Ein wichtiges Instrument des Restrukturierungsrahmens ist der Restrukturierungsplan. Der Restrukturierungsplan ist in seiner inhaltlichen Struktur ähnlich den Vorschriften des Insolvenzplans ausgestaltet.[3] Die Abstimmung über ihn erfolgt – im Gegensatz zum Insolvenzplan – jedoch nur durch die Planbetroffenen. Dieses können alle Gläubiger sein, jedoch können in den Restrukturierungsplan auch nur ausgewählte Gläubiger einbezogen werden. Mit diesem Plan soll es für Unternehmen künftig möglich sein, die Insolvenz zu verhindern. Insbesondere wird damit die Möglichkeit eröffnet, nur einzelne Gläubiger in den Plan einzubinden und sich mit Zustimmung einer Mehrheit der Gläubiger zu sanieren.
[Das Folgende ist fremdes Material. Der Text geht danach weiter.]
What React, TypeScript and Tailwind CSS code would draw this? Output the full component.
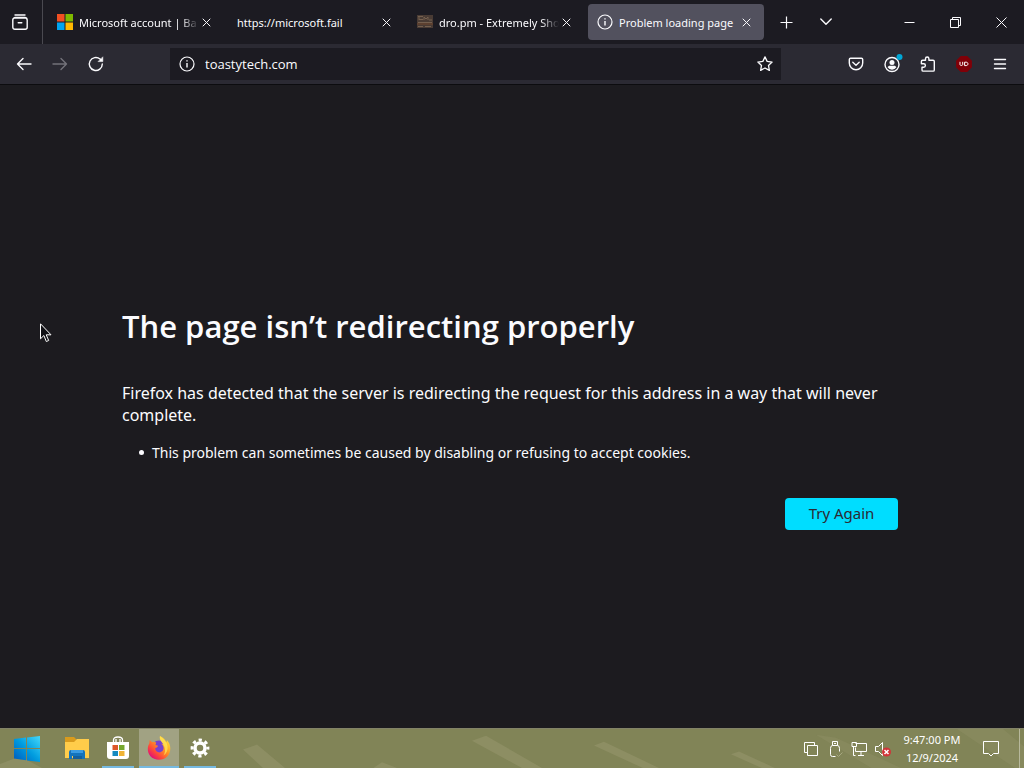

Parallelen zum Insolvenzplanverfahren sind nicht zufällig, sondern vom Gesetzgeber gewollt. Mit dem StaRUG hat der Gesetzgeber eine vergleichbare Rechtsfigur geschaffen, den sogenannten „Restrukturierungsbeauftragten“. In seiner Funktion zum Insolvenzverwalter unterscheidet sich jedoch der Restrukturierungsbeauftragte ganz wesentlich. Hierbei kommt dem Beauftragten „in erster Linie die Aufgabe zu, das Vorliegen und Fortbestehen der Zugangsvoraussetzungen zu überprüfen und gegebenenfalls die Voraussetzungen für die Inanspruchnahme von Instrumenten des Stabilisierungs- und Restrukturierungsverfahrens als Gutachter zu prüfen.“[4] [5] Ergänzend zum Restrukturierungsbeauftragten wurde durch den deutschen Gesetzgeber die Rolle des Sanierungsmoderators geschaffen, die in den §§ 94–99 StaRUG zugrunde gelegt ist.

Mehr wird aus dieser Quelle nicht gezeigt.